Resta fermo il limite del terzo grado di affinità e il requisito della convivenza (circolare n. 32/2012, paragrafo 6 e messaggio n. 6512/2010) con l’affine disabile grave da assistere.
Allo stato normativo attuale, mentre l’unione civile può essere costituita solo tra persone dello stesso sesso, la convivenza di fatto può essere costituita sia da persone dello stesso sesso che da persone di sesso diverso.
Per la qualificazione di “convivente” deve farsi riferimento alla “convivenza di fatto” come individuata dal comma 36 dell’articolo 1 della legge n. 76/2016 in base al quale “si intendono per «conviventi di fatto» due persone maggiorenni unite stabilmente da legami affettivi di coppia e di reciproca assistenza morale e materiale, non vincolate da rapporti di parentela, affinità o adozione, da matrimonio o da un’unione civile” e accertata ai sensi del successivo comma 37.

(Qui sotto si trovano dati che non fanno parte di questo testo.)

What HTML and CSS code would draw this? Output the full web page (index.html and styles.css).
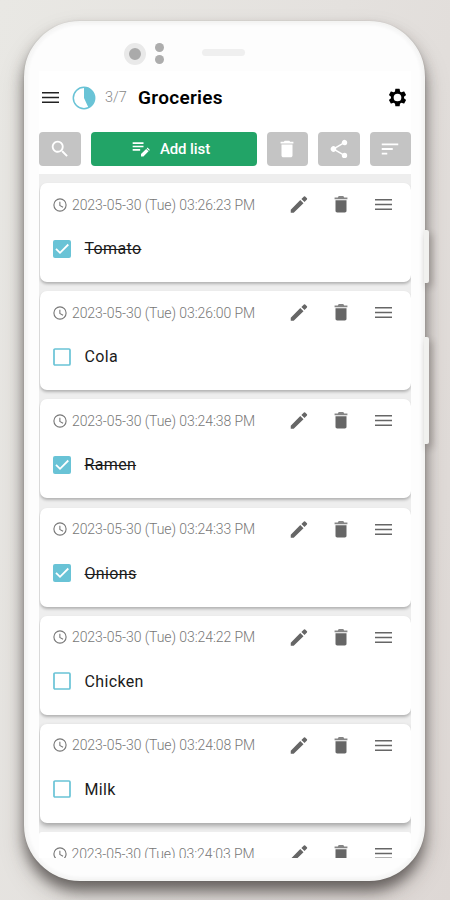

Quest’ultimo comma prevede che, ferma restando la sussistenza dei presupposti di cui al precedente comma 36, per l’accertamento della stabile convivenza deve farsi riferimento alla dichiarazione anagrafica di cui all’articolo 4 e alla lettera b) del comma 1 dell’articolo 13 del regolamento di cui al D.P.R. 30 maggio 1989, n. 223.
Per quanto riguarda la qualificazione di “parte dell’unione civile”, ai sensi del comma 3 dell’articolo 1 della legge n. 76/2016, dovrà farsi riferimento agli atti di unione civile registrati nell’archivio dello stato civile.